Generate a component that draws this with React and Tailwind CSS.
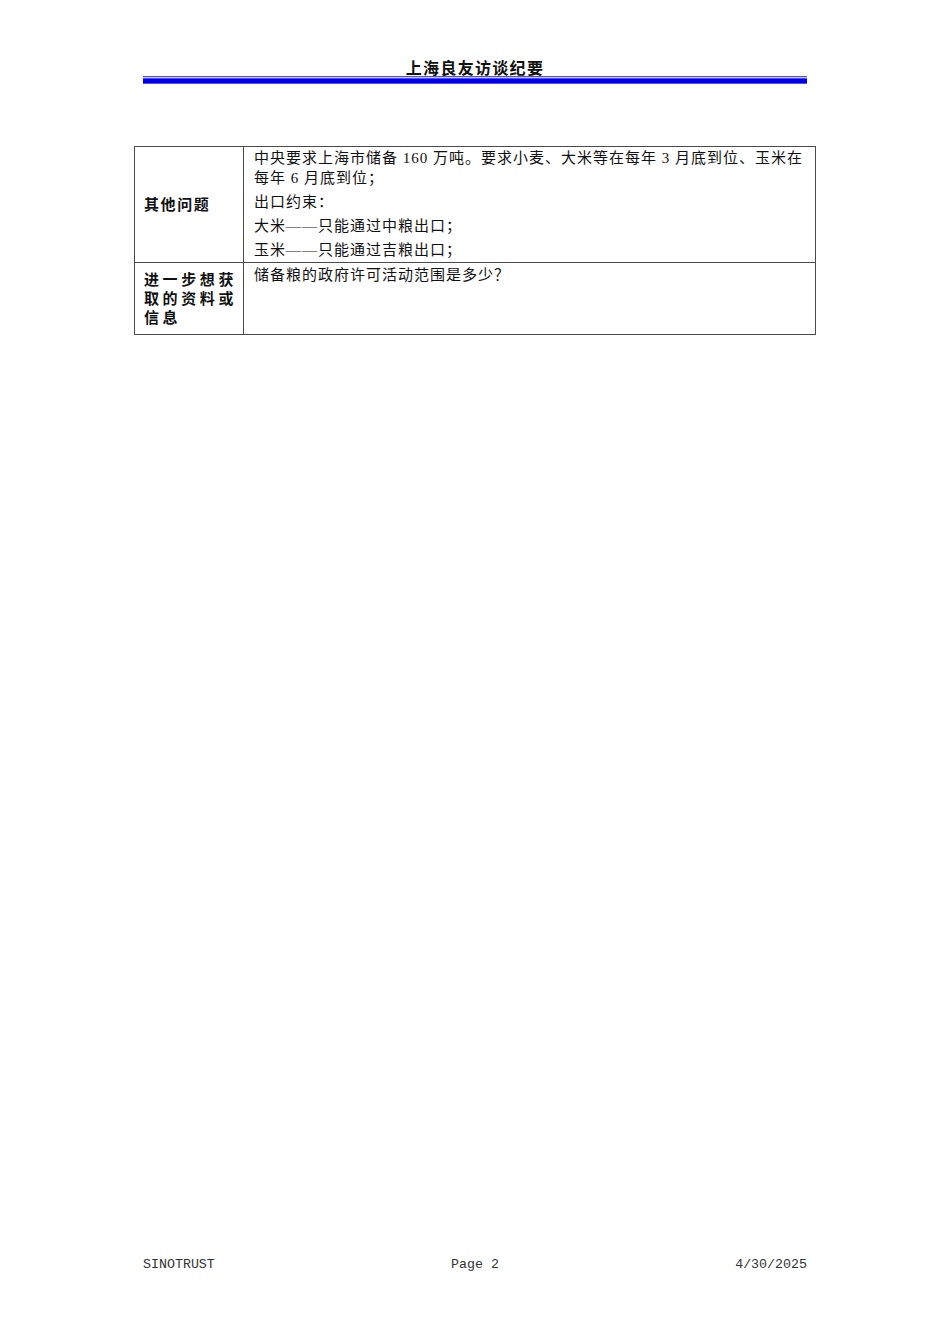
import React from "react";

const serif = { fontFamily: '"Liberation Serif", "Noto Sans CJK SC", serif' };
const sans = { fontFamily: '"Liberation Sans", "Noto Sans CJK SC", sans-serif' };
const mono = { fontFamily: '"Liberation Mono", "Noto Sans CJK SC", monospace' };

export default function App() {
  return (
    <div className="w-[950px] h-[1344px] bg-white flex flex-col">
      {/* Header */}
      <div className="ml-[143px] w-[664px] pt-[62px]">
        <div
          className="text-center text-[16px] leading-[14px] font-bold tracking-[1.3px] text-[#111]"
          style={sans}
        >
          上海良友访谈纪要
        </div>
        <div className="h-[1px] bg-[#4d4dff]" />
        <div className="h-[1px] bg-[#c8c8ff]" />
        <div className="h-[6px] bg-[#0000e6] border-y border-[#5050ff]" />
      </div>

      {/* Table */}
      <div className="ml-[134px] mt-[62px] w-[682px] border border-[#4a4a4a] text-[#111]">
        <div className="flex">
          <div
            className="w-[109px] shrink-0 border-r border-[#4a4a4a] pl-[9px] flex items-center text-[15px] leading-[19px] font-bold tracking-[1.6px]"
            style={sans}
          >
            其他问题
          </div>
          <div
            className="flex-1 pl-[10px] pr-[6px] pt-[1px] pb-[2px] text-[15px] leading-[20px] tracking-[1px] flex flex-col gap-[4px]"
            style={serif}
          >
            <p className="h-[40px]">
              中央要求上海市储备 160 万吨。要求小麦、大米等在每年 3 月底到位、玉米在
              <br />
              每年 6 月底到位；
            </p>
            <p className="h-[20px]">出口约束：</p>
            <p className="h-[20px]">大米——只能通过中粮出口；</p>
            <p className="h-[20px]">玉米——只能通过吉粮出口；</p>
          </div>
        </div>
        <div className="flex border-t border-[#4a4a4a] h-[72px]">
          <div
            className="w-[109px] shrink-0 border-r border-[#4a4a4a] pl-[9px] flex flex-col justify-center text-[15px] leading-[19px] font-bold tracking-[3.6px]"
            style={sans}
          >
            <span>进一步想获</span>
            <span>取的资料或</span>
            <span>信息</span>
          </div>
          <div
            className="flex-1 pl-[10px] pt-[2px] text-[15px] leading-[20px] tracking-[1px]"
            style={serif}
          >
            储备粮的政府许可活动范围是多少？
          </div>
        </div>
      </div>

      {/* Footer */}
      <div
        className="mt-auto mb-[71px] ml-[143px] w-[664px] flex justify-between items-center text-[13.3px] leading-[16px] text-[#333]"
        style={mono}
      >
        <span>SINOTRUST</span>
        <span>Page 2</span>
        <span>4/30/2025</span>
      </div>
    </div>
  );
}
══════════════════════════════
* _Do this_
Quote the material in full and exactly; do not carry over its pictures.

* _Solved exercise_
Generate a component that draws this with React and Tailwind CSS.
import React from "react";

const serif = { fontFamily: '"Liberation Serif", "Noto Sans CJK SC", serif' };
const sans = { fontFamily: '"Liberation Sans", "Noto Sans CJK SC", sans-serif' };
const mono = { fontFamily: '"Liberation Mono", "Noto Sans CJK SC", monospace' };

export default function App() {
  return (
    <div className="w-[950px] h-[1344px] bg-white flex flex-col">
      {/* Header */}
      <div className="ml-[143px] w-[664px] pt-[62px]">
        <div
          className="text-center text-[16px] leading-[14px] font-bold tracking-[1.3px] text-[#111]"
          style={sans}
        >
          上海良友访谈纪要
        </div>
        <div className="h-[1px] bg-[#4d4dff]" />
        <div className="h-[1px] bg-[#c8c8ff]" />
        <div className="h-[6px] bg-[#0000e6] border-y border-[#5050ff]" />
      </div>

      {/* Table */}
      <div className="ml-[134px] mt-[62px] w-[682px] border border-[#4a4a4a] text-[#111]">
        <div className="flex">
          <div
            className="w-[109px] shrink-0 border-r border-[#4a4a4a] pl-[9px] flex items-center text-[15px] leading-[19px] font-bold tracking-[1.6px]"
            style={sans}
          >
            其他问题
          </div>
          <div
            className="flex-1 pl-[10px] pr-[6px] pt-[1px] pb-[2px] text-[15px] leading-[20px] tracking-[1px] flex flex-col gap-[4px]"
            style={serif}
          >
            <p className="h-[40px]">
              中央要求上海市储备 160 万吨。要求小麦、大米等在每年 3 月底到位、玉米在
              <br />
              每年 6 月底到位；
            </p>
            <p className="h-[20px]">出口约束：</p>
            <p className="h-[20px]">大米——只能通过中粮出口；</p>
            <p className="h-[20px]">玉米——只能通过吉粮出口；</p>
          </div>
        </div>
        <div className="flex border-t border-[#4a4a4a] h-[72px]">
          <div
            className="w-[109px] shrink-0 border-r border-[#4a4a4a] pl-[9px] flex flex-col justify-center text-[15px] leading-[19px] font-bold tracking-[3.6px]"
            style={sans}
          >
            <span>进一步想获</span>
            <span>取的资料或</span>
            <span>信息</span>
          </div>
          <div
            className="flex-1 pl-[10px] pt-[2px] text-[15px] leading-[20px] tracking-[1px]"
            style={serif}
          >
            储备粮的政府许可活动范围是多少？
          </div>
        </div>
      </div>

      {/* Footer */}
      <div
        className="mt-auto mb-[71px] ml-[143px] w-[664px] flex justify-between items-center text-[13.3px] leading-[16px] text-[#333]"
        style={mono}
      >
        <span>SINOTRUST</span>
        <span>Page 2</span>
        <span>4/30/2025</span>
      </div>
    </div>
  );
}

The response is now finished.